Does the coating require spraying? If so, I'll have to tape and mask the headlight. If it's windy or dusty, you'll have problems. If it's indoors, like in a shop, I'll need a resperator. Spray coatings are available, but fairly expensive when you consider that that 6 oz. can for $48 really only contains about 2 oz. of usable material; 2 oz. is propellant and spraying is about 50% efficient at best.

Do I need UV lamps to cure? UV lamps are expensive with short lifetimes and will require power. Sunlight may be used, but what about cloudy days?

Will the coating cure fast enough for my customer? If you're doing jobs on a lot you usually aren't concerned with cure time. Some of thebest coatings air cure, but take 30 to 60 min. to cure. Some 2K coatings will cure in less than 5 minutes.

What kind of warranty (if any) will I offer?
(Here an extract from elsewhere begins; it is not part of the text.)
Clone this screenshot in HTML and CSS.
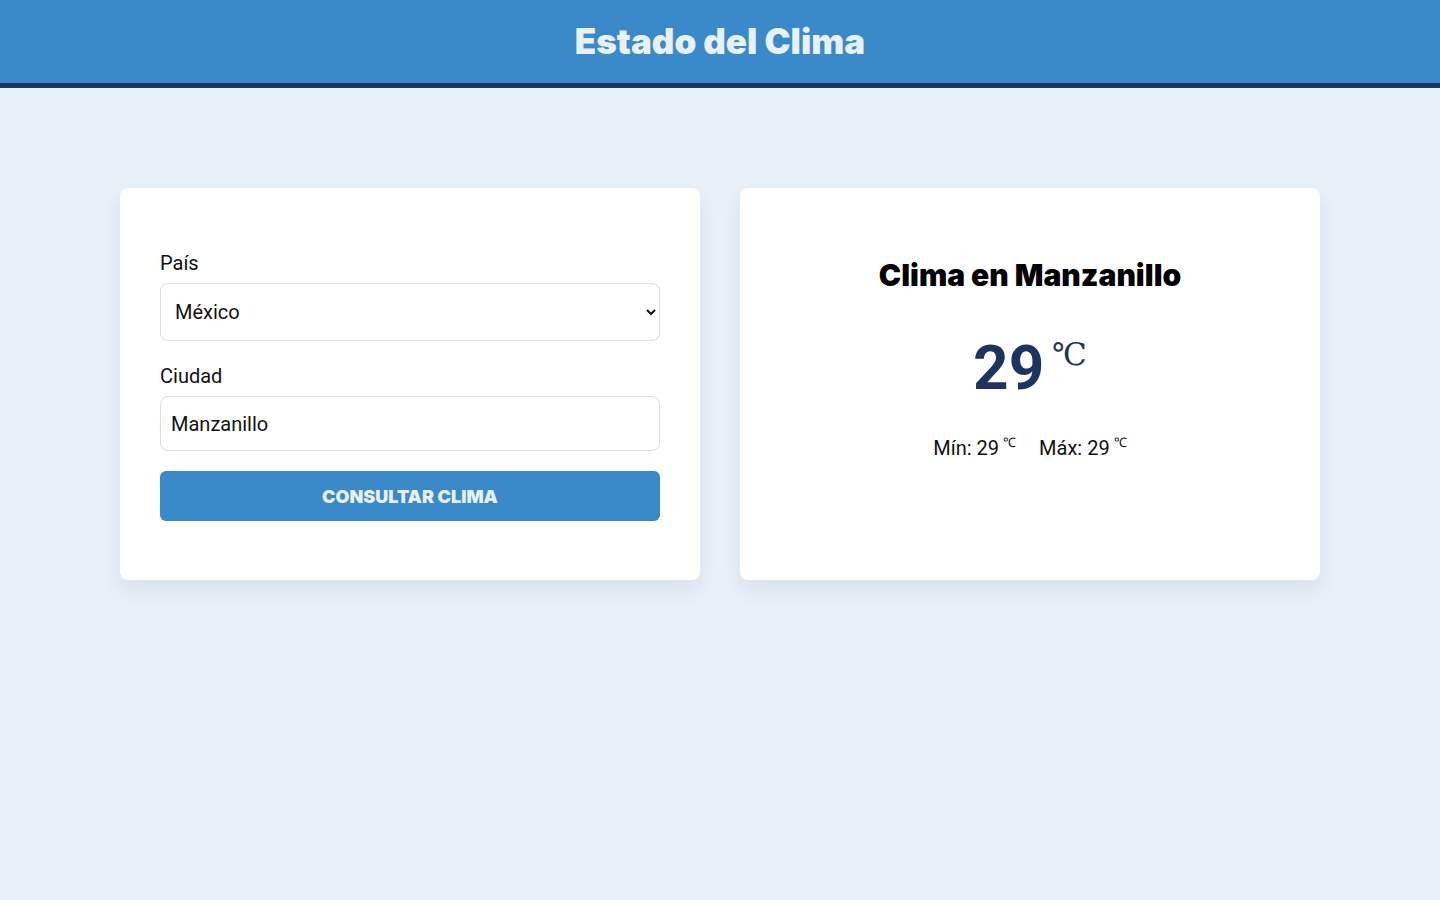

You beter have a pretty good idea how long your coating will last before issuing a warranty. Your warranty has to be worse case, such as a PT cruiser (horizontal surface) in Florida (strong UV) parked facing south and outside 24/7. In Florida you would probably warrant it for 1 year. In Oregon, with all other factors being equal, it would probably last 5 years.

Referrals-
What most restorers find over time is that a large percentage of new customers come to them by referrals from previous customers. A satisfied customer is your best (and free) salesman.

So, if you've read this far, you are to be congradulated in your interest level.

If you're looking into headlight restoration, your best bet is to start at the keyboard and research. Try different products and procedures. One way to learn your art is to do restorations for free to friends and family. Also consider doing restorations for non-profits such as Goodwill, Salvation Army, etc. You can learn on their cars and deduct your going rate on your taxes. There are additional markets such as government fleets, taxi companies, trucking fleets, etc.

We have a customer that does restorations for all state vehicles in his state including emergency vehicles (like light bars on police, fire and ambulences). These are made of acrylic, but are even easier to restore than polycarbonate.